The following command would then execute myprogram:

user@ldc:~$ sshpass -p 'emac_inc' ssh -l root 10.0.1.20 "/usr/local/bin/myprogram"

Here, the password is passed to sshpass as a commandline argument. Since this means it's possible for the password to show up in the output of a command like ps, there are other, more secure options as well. The sshpass command can also take the password from any of the following sources: a file, an open file descriptor, or a shell environment variable. Please see the manual for sshpass for more information.

Deployment Checklist

Here is a checklist of issues which need to be addressed prior to deployment:

  1. Does the board boot into the desired state, reliably and repeatedly?

  2. Have the ssh keys been removed? Look in /etc/ssh.

  3. Can the image of the filesystem be put on a different machine (with a different MAC address) than the development machine, and boot into the desired state reliably and repeatedly?

  4. Is the network configuration of the machine set to the desired default for production machines?

  5. Are any errors or warnings appearing in the log files on the machine while it's running? If so, can they be stopped?

  6. Does the root filesystem mount read-only after the machine is booted?

  7. Has a method to test the boards coming off the production line been determined and accounted for?

  8. Are all the passwords set to their desired defaults?

  9. Have all of the temporary files from the development process been removed, such as .tar.gz files and saved work-in-progress configuration files?

  10. Is the timezone configured to the desired default timezone?

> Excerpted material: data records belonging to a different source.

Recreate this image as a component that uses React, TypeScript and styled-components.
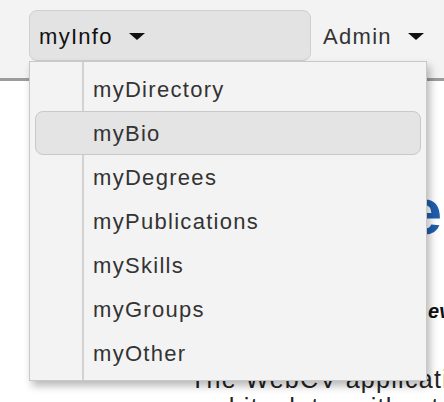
import styled, { createGlobalStyle } from "styled-components";

const GlobalStyle = createGlobalStyle`
  html, body {
    margin: 0;
    padding: 0;
    background: #fff;
    overflow: hidden;
  }
  body {
    font-family: "Liberation Sans", Arial, sans-serif;
  }
`;

const Page = styled.div`
  width: 444px;
  height: 402px;
  overflow: hidden;
  position: relative;
`;

const Header = styled.header`
  height: 81px;
  box-sizing: border-box;
  background: #f3f3f3;
  border-bottom: 3px solid #9c9c9c;
`;

const Nav = styled.nav`
  display: flex;
  align-items: center;
  padding: 10px 0 0 29px;
`;

const NavItem = styled.div`
  position: relative;
`;

const NavButton = styled.button<{ $open?: boolean }>`
  display: flex;
  align-items: center;
  gap: 16px;
  box-sizing: border-box;
  height: 51px;
  width: ${(p) => (p.$open ? "282px" : "auto")};
  margin-right: ${(p) => (p.$open ? "11px" : "0")};
  padding: 2px ${(p) => (p.$open ? "9px" : "0")} 0;
  border: 1px solid ${(p) => (p.$open ? "#cfcfcf" : "transparent")};
  border-radius: 8px;
  background: ${(p) => (p.$open ? "#e3e3e3" : "transparent")};
  color: ${(p) => (p.$open ? "#111" : "#333")};
  font-family: "Liberation Sans", Arial, sans-serif;
  font-size: 22px;
  letter-spacing: 1.3px;
  cursor: pointer;
`;

const Caret = styled.span`
  width: 0;
  height: 0;
  border-left: 8px solid transparent;
  border-right: 8px solid transparent;
  border-top: 7px solid #111;
`;

const Menu = styled.ul`
  position: absolute;
  top: 51px;
  left: 0;
  z-index: 5;
  width: 398px;
  height: 320px;
  box-sizing: border-box;
  margin: 0;
  padding: 5px 5px;
  list-style: none;
  background: #f3f3f3;
  border: 1px solid #c8c8c8;
  box-shadow: 3px 5px 8px rgba(0, 0, 0, 0.28);

  &::before {
    content: "";
    position: absolute;
    top: 0;
    bottom: 0;
    left: 52px;
    width: 2px;
    background: #d2d2d2;
  }
`;

const MenuItem = styled.li<{ $active?: boolean }>`
  position: relative;
  display: flex;
  align-items: center;
  height: 44px;
  box-sizing: border-box;
  padding: 2px 0 0 57px;
  border: 1px solid ${(p) => (p.$active ? "#c8c8c8" : "transparent")};
  border-radius: 8px;
  background: ${(p) => (p.$active ? "#e4e4e4" : "transparent")};
  color: #333;
  font-size: 22px;
  letter-spacing: 1.3px;
`;

const Content = styled.main`
  white-space: nowrap;
`;

const Title = styled.h1`
  margin: 0;
  padding: 94px 2px 0 0;
  text-align: right;
  font-size: 64px;
  line-height: 74px;
  font-weight: bold;
  color: #1f5fae;
`;

const Tagline = styled.p`
  margin: 0;
  padding: 50px 0 0 428px;
  font-size: 20px;
  line-height: 24px;
  font-weight: bold;
  font-style: italic;
  color: #111;
`;

const Intro = styled.p`
  margin: 0;
  padding: 42px 0 0 190px;
  font-size: 25px;
  line-height: 28px;
  letter-spacing: 1.3px;
  color: #222;
`;

const items = [
  "myDirectory",
  "myBio",
  "myDegrees",
  "myPublications",
  "mySkills",
  "myGroups",
  "myOther",
];

export default function App() {
  return (
    <Page>
      <GlobalStyle />
      <Header>
        <Nav>
          <NavItem>
            <NavButton $open>
              myInfo <Caret />
            </NavButton>
            <Menu>
              {items.map((item) => (
                <MenuItem key={item} $active={item === "myBio"}>
                  {item}
                </MenuItem>
              ))}
            </Menu>
          </NavItem>
          <NavItem>
            <NavButton>
              Admin <Caret />
            </NavButton>
          </NavItem>
        </Nav>
      </Header>
      <Content>
        <Title>Home</Title>
        <Tagline>everything about you</Tagline>
        <Intro>
          The WebCV application
          <br />
          and its data, without the
        </Intro>
      </Content>
    </Page>
  );
}
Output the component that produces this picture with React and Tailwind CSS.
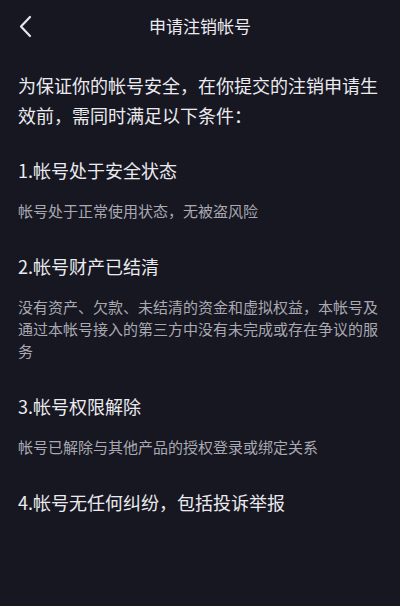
import React from "react";

const font = { fontFamily: '"Noto Sans CJK SC", "Noto Sans", sans-serif' };

function Section({ title, desc, last }) {
  return (
    <div className={last ? "" : "mb-[31px]"}>
      <div className="text-[18px] leading-[26px] text-[#ebebef]">{title}</div>
      {desc && (
        <div className="mt-[17px] text-[15px] leading-[22px] text-[#a9a9b1]">{desc}</div>
      )}
    </div>
  );
}

export default function App() {
  return (
    <div className="w-[400px] h-[606px] bg-[#171722] overflow-hidden" style={font}>
      <div className="relative h-[52px] flex items-center justify-center">
        <svg className="absolute left-[17px] top-[15px]" width="16" height="23" viewBox="0 0 16 23" fill="none">
          <path d="M13 2 L4 11.5 L13 21" stroke="#e6e6ea" strokeWidth="2.2" strokeLinecap="round" strokeLinejoin="round" />
        </svg>
        <div className="text-[17px] text-[#ebebef]">申请注销帐号</div>
      </div>
      <div className="px-[18px] pt-[18px]">
        <div className="text-[18px] leading-[30px] text-[#ebebef] mb-[27px]">
          为保证你的帐号安全，在你提交的注销申请生效前，需同时满足以下条件：
        </div>
        <Section title="1.帐号处于安全状态" desc="帐号处于正常使用状态，无被盗风险" />
        <Section
          title="2.帐号财产已结清"
          desc="没有资产、欠款、未结清的资金和虚拟权益，本帐号及通过本帐号接入的第三方中没有未完成或存在争议的服务"
        />
        <Section title="3.帐号权限解除" desc="帐号已解除与其他产品的授权登录或绑定关系" />
        <div className="mt-[3px]">
          <Section title="4.帐号无任何纠纷，包括投诉举报" last />
        </div>
      </div>
    </div>
  );
}
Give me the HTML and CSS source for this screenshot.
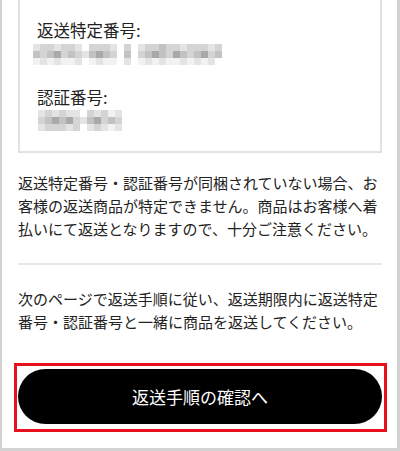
FILE: index.html
```html
<!DOCTYPE html>
<html lang="ja">
<head>
<meta charset="utf-8">
<title>返送手順</title>
<link rel="stylesheet" href="styles.css">
</head>
<body>
<div class="frame">
  <div class="info-box">
    <div class="label">返送特定番号:</div>
    <div class="mosaic mosaic-wide">
      <span class="b"></span><span class="c"></span><span class="c"></span><span class="b"></span><span class="c"></span><span class="c"></span><span class="b"></span><span class="w"></span><span class="c"></span><span class="c"></span><span class="c"></span><span class="b"></span><span class="w"></span><span class="c"></span><span class="w"></span><span class="b"></span><span class="c"></span><span class="c"></span><span class="d"></span><span class="c"></span><span class="c"></span><span class="b"></span><span class="c"></span><span class="c"></span><span class="c"></span><span class="b"></span><span class="c"></span>
      <span class="d"></span><span class="c"></span><span class="d"></span><span class="e"></span><span class="c"></span><span class="d"></span><span class="c"></span><span class="b"></span><span class="d"></span><span class="e"></span><span class="d"></span><span class="c"></span><span class="w"></span><span class="d"></span><span class="w"></span><span class="c"></span><span class="d"></span><span class="e"></span><span class="d"></span><span class="c"></span><span class="e"></span><span class="d"></span><span class="c"></span><span class="d"></span><span class="e"></span><span class="c"></span><span class="d"></span>
      <span class="a"></span><span class="b"></span><span class="a"></span><span class="b"></span><span class="a"></span><span class="a"></span><span class="b"></span><span class="w"></span><span class="a"></span><span class="b"></span><span class="a"></span><span class="a"></span><span class="w"></span><span class="b"></span><span class="w"></span><span class="a"></span><span class="b"></span><span class="a"></span><span class="b"></span><span class="a"></span><span class="a"></span><span class="b"></span><span class="a"></span><span class="b"></span><span class="a"></span><span class="b"></span><span class="w"></span>
    </div>
    <div class="label label-second">認証番号:</div>
    <div class="mosaic mosaic-short">
      <span class="b"></span><span class="c"></span><span class="b"></span><span class="c"></span><span class="b"></span><span class="b"></span><span class="w"></span><span class="c"></span><span class="b"></span><span class="c"></span><span class="a"></span><span class="b"></span>
      <span class="c"></span><span class="d"></span><span class="e"></span><span class="d"></span><span class="e"></span><span class="c"></span><span class="b"></span><span class="d"></span><span class="e"></span><span class="c"></span><span class="d"></span><span class="c"></span>
      <span class="b"></span><span class="c"></span><span class="c"></span><span class="c"></span><span class="b"></span><span class="c"></span><span class="w"></span><span class="b"></span><span class="c"></span><span class="b"></span><span class="a"></span><span class="b"></span>
    </div>
  </div>

  <p class="note note-first">返送特定番号・認証番号が同梱されていない場合、お客様の返送商品が特定できません。商品はお客様へ着払いにて返送となりますので、十分ご注意ください。</p>

  <hr class="divider">

  <p class="note">次のページで返送手順に従い、返送期限内に返送特定番号・認証番号と一緒に商品を返送してください。</p>

  <div class="highlight">
    <button class="pill-button" type="button">返送手順の確認へ</button>
  </div>
</div>
</body>
</html>
```

FILE: styles.css
```css
html, body {
  margin: 0;
  padding: 0;
  background: #ffffff;
}

body {
  width: 400px;
  height: 451px;
  overflow: hidden;
  font-family: "Noto Sans CJK JP", "Noto Sans", sans-serif;
  color: #222222;
}

.frame {
  box-sizing: border-box;
  width: 400px;
  height: 451px;
  border-left: 2px solid #d2d2d2;
  border-right: 3px solid #d2d2d2;
  border-bottom: 3px solid #d2d2d2;
  padding: 0 15px 0 16px;
  display: flex;
  flex-direction: column;
}

.info-box {
  border: 2px solid #e2e2e2;
  border-top: none;
  padding: 18px 18px 20px 17px;
  display: flex;
  flex-direction: column;
  align-items: flex-start;
}

.label {
  font-size: 16.5px;
  line-height: 24px;
  color: #222222;
}

.label-second {
  margin-top: 20px;
}

.mosaic {
  display: grid;
  grid-auto-rows: 7px;
  margin-top: 2px;
}

.mosaic-wide {
  grid-template-columns: repeat(27, 7px);
  margin-left: -4px;
}

.mosaic-short {
  grid-template-columns: repeat(12, 7px);
  margin-top: 1px;
  margin-left: 1px;
}

.mosaic span { display: block; }
.mosaic .w { background: #ffffff; }
.mosaic .a { background: #f2f2f2; }
.mosaic .b { background: #e4e4e4; }
.mosaic .c { background: #d4d4d4; }
.mosaic .d { background: #c2c2c2; }
.mosaic .e { background: #a9a9a9; }

.note {
  margin: 22px 0 0 0;
  font-size: 15px;
  line-height: 23px;
  color: #222222;
}

.note-first {
  margin-top: 18px;
}

.divider {
  margin: 23px 0 0 0;
  border: none;
  height: 2px;
  background: #e6e6e6;
}

.highlight {
  margin: 30px -5px 0 -4px;
  border: 3px solid #e8101c;
  padding: 3px 2px 5px 1px;
  display: flex;
}

.pill-button {
  flex: 1;
  height: 55px;
  border: none;
  border-radius: 28px;
  background: #000000;
  color: #ffffff;
  font-family: "Noto Sans CJK JP", "Noto Sans", sans-serif;
  font-size: 17px;
  padding: 0;
  cursor: pointer;
}
```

  11. If an sshd server is going to run on the machine, is it configured with adequate security? Have all preshared SSH keys on the machine been removed?

  12. If a static IP is configured for the default, does the /etc/resolv.conf file specify appropriate defaults for the DNS servers and the search domain?

Conclusion

There are many considerations to take into account when preparing to deploy an embedded system. Following the recommendations and checklist above will help prevent a developer from forgetting details which need to be addressed prior to final deployment.